Gather up the lines that contain "component".

Begin AVAILABLE RECORDS

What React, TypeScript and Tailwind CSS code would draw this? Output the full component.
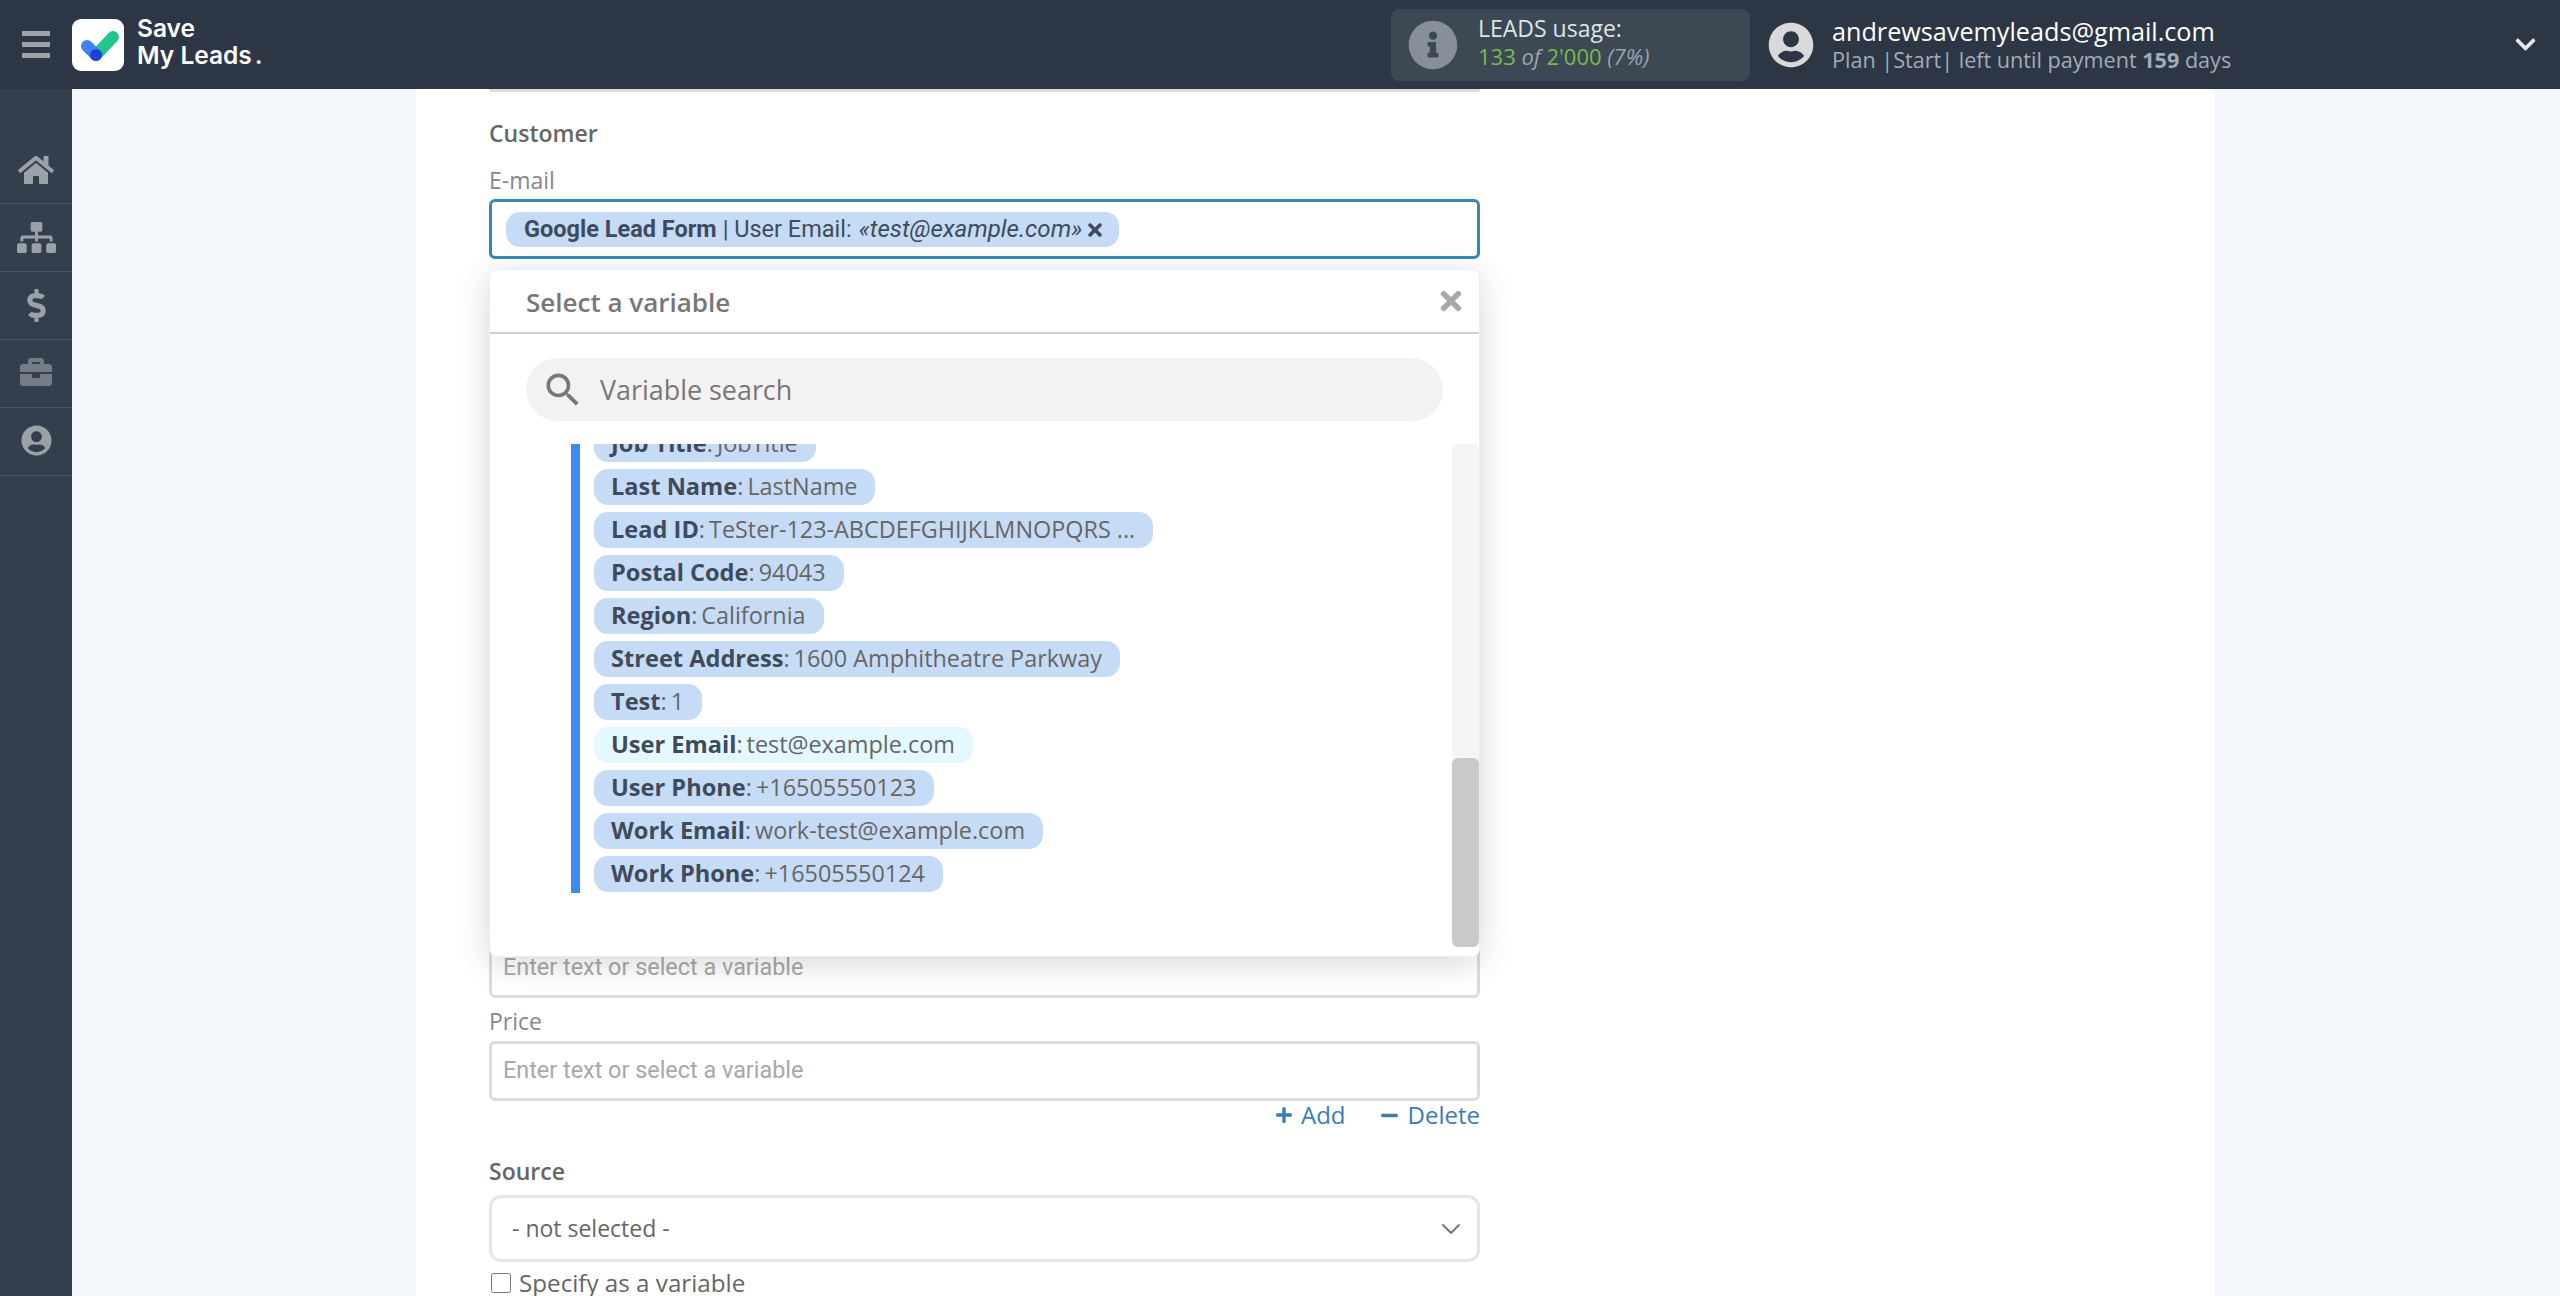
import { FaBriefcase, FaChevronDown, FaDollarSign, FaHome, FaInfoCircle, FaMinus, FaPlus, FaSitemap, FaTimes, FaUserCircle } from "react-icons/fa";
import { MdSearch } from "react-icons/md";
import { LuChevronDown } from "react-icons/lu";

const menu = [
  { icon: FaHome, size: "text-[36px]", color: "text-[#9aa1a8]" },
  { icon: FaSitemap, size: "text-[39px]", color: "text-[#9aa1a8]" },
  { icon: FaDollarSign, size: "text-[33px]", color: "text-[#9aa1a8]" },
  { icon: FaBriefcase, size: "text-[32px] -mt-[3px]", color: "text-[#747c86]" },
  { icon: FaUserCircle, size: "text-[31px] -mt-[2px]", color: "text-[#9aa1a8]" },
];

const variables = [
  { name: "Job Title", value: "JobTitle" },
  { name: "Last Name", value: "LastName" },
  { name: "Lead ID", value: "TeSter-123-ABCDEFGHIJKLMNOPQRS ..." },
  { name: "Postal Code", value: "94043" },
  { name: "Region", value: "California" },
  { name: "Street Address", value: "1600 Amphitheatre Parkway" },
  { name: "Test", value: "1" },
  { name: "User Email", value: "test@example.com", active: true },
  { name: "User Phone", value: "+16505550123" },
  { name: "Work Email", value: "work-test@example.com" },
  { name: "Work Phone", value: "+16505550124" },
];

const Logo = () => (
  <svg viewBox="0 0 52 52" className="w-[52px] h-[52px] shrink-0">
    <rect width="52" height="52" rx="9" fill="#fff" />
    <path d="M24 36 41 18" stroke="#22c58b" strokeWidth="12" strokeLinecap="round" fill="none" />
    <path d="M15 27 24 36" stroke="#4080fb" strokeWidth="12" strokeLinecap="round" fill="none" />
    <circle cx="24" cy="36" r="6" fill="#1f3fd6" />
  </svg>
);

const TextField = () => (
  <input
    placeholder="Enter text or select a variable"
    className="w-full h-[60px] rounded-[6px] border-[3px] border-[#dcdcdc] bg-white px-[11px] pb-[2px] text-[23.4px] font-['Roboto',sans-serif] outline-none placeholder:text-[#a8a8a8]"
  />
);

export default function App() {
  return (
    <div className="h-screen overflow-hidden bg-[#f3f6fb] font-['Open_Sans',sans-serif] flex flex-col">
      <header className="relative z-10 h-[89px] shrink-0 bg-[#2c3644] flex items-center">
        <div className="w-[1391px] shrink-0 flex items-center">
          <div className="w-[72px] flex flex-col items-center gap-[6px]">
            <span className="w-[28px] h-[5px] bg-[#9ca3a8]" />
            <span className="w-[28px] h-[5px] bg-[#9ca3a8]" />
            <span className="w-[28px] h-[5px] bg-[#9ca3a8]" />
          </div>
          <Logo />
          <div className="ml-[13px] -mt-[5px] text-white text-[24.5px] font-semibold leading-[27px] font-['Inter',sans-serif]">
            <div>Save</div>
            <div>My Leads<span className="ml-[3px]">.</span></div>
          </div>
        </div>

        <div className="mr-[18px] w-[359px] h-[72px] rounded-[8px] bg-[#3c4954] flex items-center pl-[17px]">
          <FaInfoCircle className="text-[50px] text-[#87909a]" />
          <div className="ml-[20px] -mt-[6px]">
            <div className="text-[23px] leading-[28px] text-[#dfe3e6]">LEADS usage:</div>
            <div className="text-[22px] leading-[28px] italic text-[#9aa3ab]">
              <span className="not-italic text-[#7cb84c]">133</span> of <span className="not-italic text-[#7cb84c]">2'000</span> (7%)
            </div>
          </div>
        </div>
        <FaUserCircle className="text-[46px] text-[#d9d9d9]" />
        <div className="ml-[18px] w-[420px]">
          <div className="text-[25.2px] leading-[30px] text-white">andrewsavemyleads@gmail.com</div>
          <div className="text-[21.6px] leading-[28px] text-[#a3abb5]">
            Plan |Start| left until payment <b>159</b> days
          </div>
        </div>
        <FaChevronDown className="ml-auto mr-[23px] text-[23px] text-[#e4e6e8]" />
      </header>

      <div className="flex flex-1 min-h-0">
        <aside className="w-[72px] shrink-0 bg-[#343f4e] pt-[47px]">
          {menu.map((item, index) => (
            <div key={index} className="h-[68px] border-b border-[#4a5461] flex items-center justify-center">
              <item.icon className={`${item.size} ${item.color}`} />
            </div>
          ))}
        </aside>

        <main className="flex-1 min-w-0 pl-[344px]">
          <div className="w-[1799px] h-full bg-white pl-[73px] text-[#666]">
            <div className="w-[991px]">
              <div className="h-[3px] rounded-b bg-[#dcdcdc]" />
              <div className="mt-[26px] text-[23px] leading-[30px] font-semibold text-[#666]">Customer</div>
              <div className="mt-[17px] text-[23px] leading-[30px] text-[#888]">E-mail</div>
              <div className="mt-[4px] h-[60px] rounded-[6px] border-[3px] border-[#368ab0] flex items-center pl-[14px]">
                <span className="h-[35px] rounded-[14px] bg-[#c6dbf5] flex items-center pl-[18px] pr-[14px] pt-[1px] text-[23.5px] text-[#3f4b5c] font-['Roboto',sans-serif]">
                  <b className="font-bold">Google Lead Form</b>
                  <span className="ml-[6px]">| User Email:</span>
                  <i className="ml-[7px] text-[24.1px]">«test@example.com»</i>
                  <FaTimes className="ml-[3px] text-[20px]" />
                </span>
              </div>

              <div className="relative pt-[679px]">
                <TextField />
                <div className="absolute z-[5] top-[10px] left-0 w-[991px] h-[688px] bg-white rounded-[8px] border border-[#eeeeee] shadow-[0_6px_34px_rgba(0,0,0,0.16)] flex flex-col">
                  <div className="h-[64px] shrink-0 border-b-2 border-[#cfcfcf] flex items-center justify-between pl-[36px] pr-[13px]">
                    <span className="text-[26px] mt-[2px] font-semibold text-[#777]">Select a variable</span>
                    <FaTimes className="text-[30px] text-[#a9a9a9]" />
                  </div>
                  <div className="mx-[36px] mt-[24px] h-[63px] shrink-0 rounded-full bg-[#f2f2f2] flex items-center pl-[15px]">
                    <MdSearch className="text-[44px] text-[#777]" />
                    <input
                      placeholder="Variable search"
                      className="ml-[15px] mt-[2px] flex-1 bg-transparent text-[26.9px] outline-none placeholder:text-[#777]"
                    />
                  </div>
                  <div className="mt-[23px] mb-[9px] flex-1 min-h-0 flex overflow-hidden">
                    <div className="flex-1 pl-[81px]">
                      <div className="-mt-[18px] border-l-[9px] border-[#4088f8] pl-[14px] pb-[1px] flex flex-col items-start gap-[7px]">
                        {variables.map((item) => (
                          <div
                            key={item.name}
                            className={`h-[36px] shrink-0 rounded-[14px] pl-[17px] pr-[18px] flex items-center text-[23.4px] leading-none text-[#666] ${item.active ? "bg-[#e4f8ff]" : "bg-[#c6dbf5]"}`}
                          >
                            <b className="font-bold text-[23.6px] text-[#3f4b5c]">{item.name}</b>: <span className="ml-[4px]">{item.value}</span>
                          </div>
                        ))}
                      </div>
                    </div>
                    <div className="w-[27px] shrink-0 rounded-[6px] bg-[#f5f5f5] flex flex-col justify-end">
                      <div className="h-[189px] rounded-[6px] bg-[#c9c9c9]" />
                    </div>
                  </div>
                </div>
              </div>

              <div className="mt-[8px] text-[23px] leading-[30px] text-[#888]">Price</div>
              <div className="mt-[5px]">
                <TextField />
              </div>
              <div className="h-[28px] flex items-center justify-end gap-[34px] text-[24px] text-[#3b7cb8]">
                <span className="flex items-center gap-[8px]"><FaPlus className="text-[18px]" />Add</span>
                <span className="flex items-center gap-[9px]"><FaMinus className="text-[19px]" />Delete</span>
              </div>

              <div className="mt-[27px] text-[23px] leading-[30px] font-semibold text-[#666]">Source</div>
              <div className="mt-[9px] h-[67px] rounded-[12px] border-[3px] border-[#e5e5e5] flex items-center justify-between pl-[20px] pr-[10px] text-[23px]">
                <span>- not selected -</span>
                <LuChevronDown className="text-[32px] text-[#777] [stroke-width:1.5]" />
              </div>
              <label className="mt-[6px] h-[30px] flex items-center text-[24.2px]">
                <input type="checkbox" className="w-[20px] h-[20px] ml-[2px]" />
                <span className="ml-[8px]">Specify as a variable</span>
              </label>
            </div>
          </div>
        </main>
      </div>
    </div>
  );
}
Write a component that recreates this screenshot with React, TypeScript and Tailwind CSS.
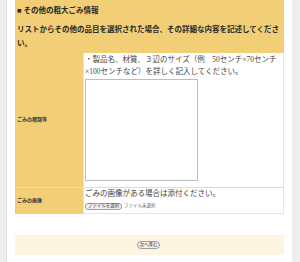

End AVAILABLE RECORDS

TASK OUTPUT:
What React, TypeScript and Tailwind CSS code would draw this? Output the full component.
Write a component that recreates this screenshot with React, TypeScript and Tailwind CSS.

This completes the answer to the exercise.